David Blatt named Euroleague coach of the year

The former Maccabi Tel Aviv coach won recognition from his peers by leading his underdog team to win the league championship.

Teamplayers lift coach David Blatt (photo credit: REUTERS)
Teamplayers lift coach David Blatt
(photo credit: REUTERS)
David Blatt continues to receive recognition for his remarkable season with Maccabi Tel Aviv after being named on Monday as the 2013/14 Euroleague Basketball Alexander Gomelskiy Coach of the Year.
Blatt’s work at Maccabi over last season, which ended with a first Euroleague triumph for the club since 2005, didn’t go unnoticed by his peers in the competition.
The new Cleveland Cavaliers coach beat out Luca Banchi of Olimpia Milano, the team that Maccabi eliminated in the playoffs, who received the second-most votes while Pablo Laso of Real Madrid placed third.
Maccabi entered the Final Four as a clear underdog. The yellow-and-blue was the only team in Milan without a player on the All-Euroleague First Team, the only qualifier that had lacked home-court advantage in the playoffs, and the Final Four team with the lowest average performance index rating.
Nonetheless, Maccabi prevailed, “in large part because Blatt built a true team despite incorporating many new players, losing key contributors to injury and having to reinvent the team’s playing style”, read the Euroleague press release.
“Instead of letting obstacles become excuses, Blatt made sure that Maccabi was ready for every challenge until he and his players were celebrating the club’s sixth continental trophy, together with countless fans around the world,” the Euroleague added.

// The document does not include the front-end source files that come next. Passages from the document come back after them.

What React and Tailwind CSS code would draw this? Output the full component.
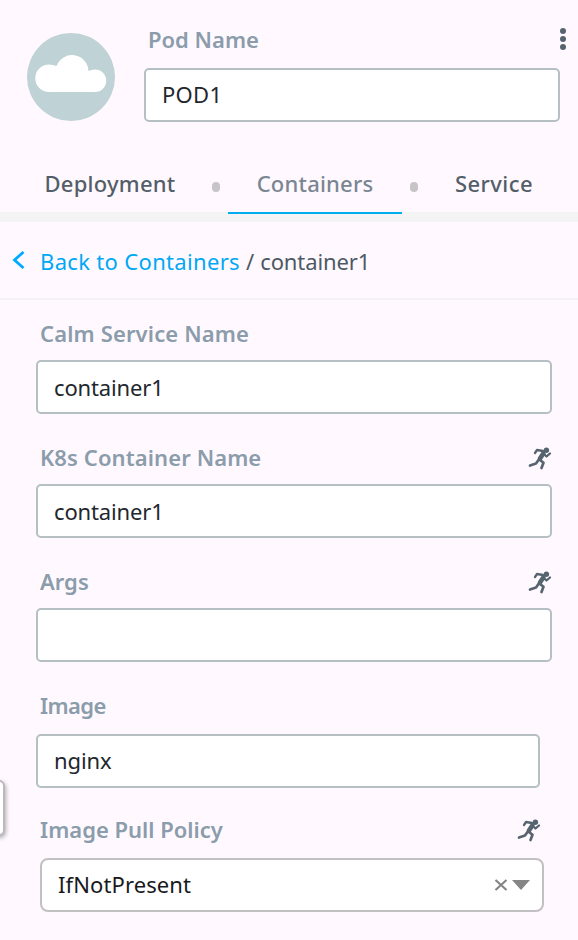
const fieldBox =
  "flex h-[54px] items-center rounded-[5px] border-2 border-[#b6bfc3] bg-white px-4 text-[22px] leading-none text-[#22272e]";

function Runner() {
  return (
    <svg width="24" height="24" viewBox="0 0 24 24" fill="none" stroke="#56646f" strokeLinecap="round" strokeLinejoin="round">
      <circle cx="18.4" cy="4.2" r="2.7" fill="#56646f" stroke="none" />
      <path d="m15.300 7.500-3.300 5" strokeWidth="4.600" />
      <path d="M15 5 9 4 7 7M16.500 8.500l2 2 3.500-3" strokeWidth="2.300" />
      <path d="M11.200 13 8 17.500 2 19.500M12 14l3.500 2.800-2 5.200" strokeWidth="2.700" />
    </svg>
  );
}

function Label({ children, track = "", runner }) {
  return (
    <div className="flex h-[24px] items-center justify-between pl-[4px] text-[22px] font-semibold leading-none text-[#8b9cab]">
      <span className={"-mt-[2px] " + track}>{children}</span>
      {runner && <Runner />}
    </div>
  );
}

function Tab({ children, className }) {
  return <div className={"flex h-[56px] justify-center pt-[14px] leading-none whitespace-nowrap " + className}>{children}</div>;
}

export default function App() {
  return (
    <main className="relative h-[940px] w-[578px] overflow-hidden bg-[#fff9ff] font-['Noto_Sans',sans-serif]">
      <header className="flex h-[158px] pl-[27px]">
        <svg className="mt-[33px] shrink-0" width="88" height="88" viewBox="0 0 88 88">
          <circle cx="44" cy="44" r="44" fill="#bfd2d6" />
          <path d="M22 59A13.500 13.500 0 0 1 22 31.500Q26 31.500 29.500 33A16.500 16.500 0 0 1 61.500 38Q64.500 36.500 68 36.500A11.250 11.250 0 0 1 68 59Z" fill="#fff" />
        </svg>
        <div className="ml-[29px] w-[416px] shrink-0 pt-[28px]">
          <Label>Pod Name</Label>
          <div className={fieldBox + " mt-[16px]"}><span className="-mt-[3px] tracking-[0.3px]">POD1</span></div>
        </div>
        <div className="mt-[28px] flex h-[22px] shrink-0 flex-col justify-between">
          <i className="size-[6px] rounded-full bg-[#56646f]" />
          <i className="size-[6px] rounded-full bg-[#56646f]" />
          <i className="size-[6px] rounded-full bg-[#56646f]" />
        </div>
      </header>
      <nav className="flex h-[64px] border-b-[8px] border-[#f4f4f4] bg-[linear-gradient(to_bottom,transparent_54px,#f4f4f4_54px)] text-[22px] font-medium text-[#535e68]">
        <Tab className="ml-[44px] w-[132px]"><span className="tracking-[0.25px]">Deployment</span></Tab>
        <i className="mt-[24px] ml-[36px] h-[10px] w-[8px] rounded-full bg-[#c6c4c6]" />
        <Tab className="ml-[8px] w-[174px] border-b-2 border-[#00aeef] text-[#7a8691]"><span className="tracking-[0.2px]">Containers</span></Tab>
        <i className="mt-[24px] ml-[8px] h-[10px] w-[8px] rounded-full bg-[#c6c4c6]" />
        <Tab className="ml-[36px] w-[80px]"><span className="tracking-[0.45px]">Service</span></Tab>
      </nav>
      <div className="flex h-[78px] items-center border-b-2 border-[#f4f1f5] pl-[12px] text-[22px] leading-none text-[#4d5965]">
        <svg width="13" height="18" viewBox="0 0 13 18" fill="none" stroke="#00aaff" strokeWidth="2.800"><path d="m11.500 1-9 8 9 8" /></svg>
        <span className="mt-[2px] ml-[15px] tracking-[0.33px] text-[#00a8f5]">Back to Containers</span>
        <span className="mt-[2px] ml-[6px]">/</span>
        <span className="mt-[2px] ml-[6px] tracking-[-0.1px]">container1</span>
      </div>
      <form className="flex flex-col pl-[36px]">
        <div className="mt-[22px] w-[516px]">
          <Label track="tracking-[0.14px]">Calm Service Name</Label>
          <div className={fieldBox + " mt-[14px]"}><span className="tracking-[-0.15px]">container1</span></div>
        </div>
        <div className="mt-[32px] w-[516px]">
          <Label track="tracking-[0.1px]" runner>K8s Container Name</Label>
          <div className={fieldBox + " mt-[14px]"}><span className="tracking-[-0.15px]">container1</span></div>
        </div>
        <div className="mt-[32px] w-[516px]">
          <Label runner>Args</Label>
          <div className={fieldBox + " mt-[14px]"} />
        </div>
        <div className="mt-[32px] w-[504px]">
          <Label track="tracking-[-0.6px]">Image</Label>
          <div className={fieldBox + " mt-[16px]"}><span className="-mt-[3px] tracking-[-0.1px]">nginx</span></div>
        </div>
        <div className="mt-[30px] w-[508px]">
          <div className="w-[505px]"><Label runner>Image Pull Policy</Label></div>
          <div className="mt-[16px] ml-[4px] flex h-[54px] items-center rounded-[8px] border-2 border-[#c2c0c2] bg-white pr-[12px] pl-4 text-[22px] leading-none text-[#18191c]">
            <span className="-mt-[3px] tracking-[0.1px]">IfNotPresent</span>
            <svg className="ml-auto" width="14" height="14" viewBox="0 0 14 14" stroke="#858585" strokeWidth="2.200"><path d="m1.500 2 11 10M12.500 2l-11 10" /></svg>
            <svg className="ml-[4px]" width="18" height="10" viewBox="0 0 18 10" fill="#858585"><path d="M0 0h18L9 10Z" /></svg>
          </div>
        </div>
      </form>
      <div className="absolute top-[780px] -left-[20px] h-[56px] w-[25px] rounded-[6px] border-2 border-[#bbb9bb] bg-white shadow-[1px_2px_4px_#b0adb0]" />
    </main>
  );
}
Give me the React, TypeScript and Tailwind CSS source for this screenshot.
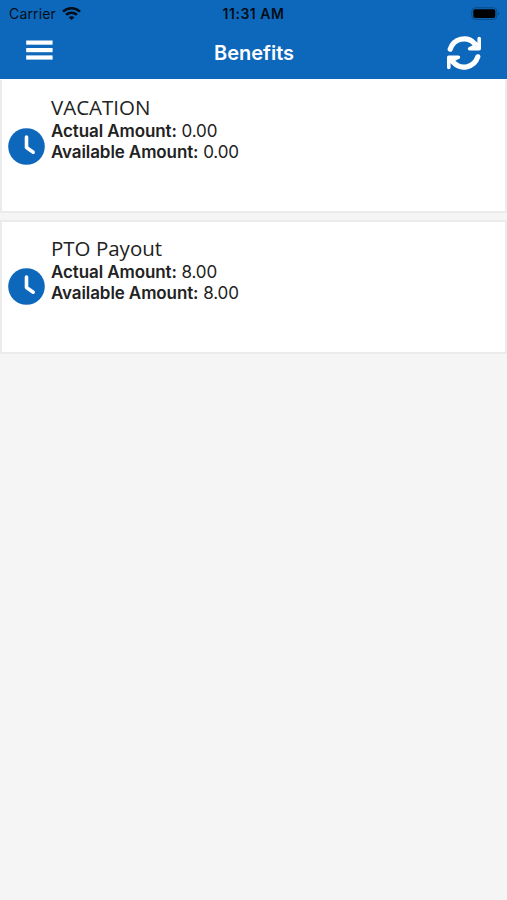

The Alexander Gomelskiy Coach of the Year Trophy, voted each year by the Euroleague head coaches, pays tribute to the coaching legend who won the first three Euroleague titles, from 1958 to 1960, with ASK Riga.
Gomelskiy, the father of basketball in the Soviet Union and Russia, also led CSKA Moscow to the continental crown in 1971, his fourth and final title. He passed away in 2005 at age 77. Since then, the award has been handed out to the best head coach of each Euroleague season, as voted by his peers.
Pini Gershon of Maccabi Tel Aviv was the inaugural winner in 2005. Ettore Messina of CSKA Moscow won in 2006 and 2008, while Zeljko Obradovic of Panathinaikos also won twice, in 2007 and 2011. Dusko Vujosevic won with Partizan in 2009; the 2010 winner was Xavi Pascual of Barcelona; Dusan Ivkovic of Olympiacos Piraeus was awarded the 2013 edition and Georgios Bartzokas received the 2014 trophy.
Blatt will coach the Cavs for the first time on Friday in the team’s Summer League opener in Las Vegas against Milwaukee.
Most head coaches allow their assistants to guide the team in the Summer League, but Blatt decided he wanted to take charge of the side in order to get to know the roster better and prepare himself for the regular season.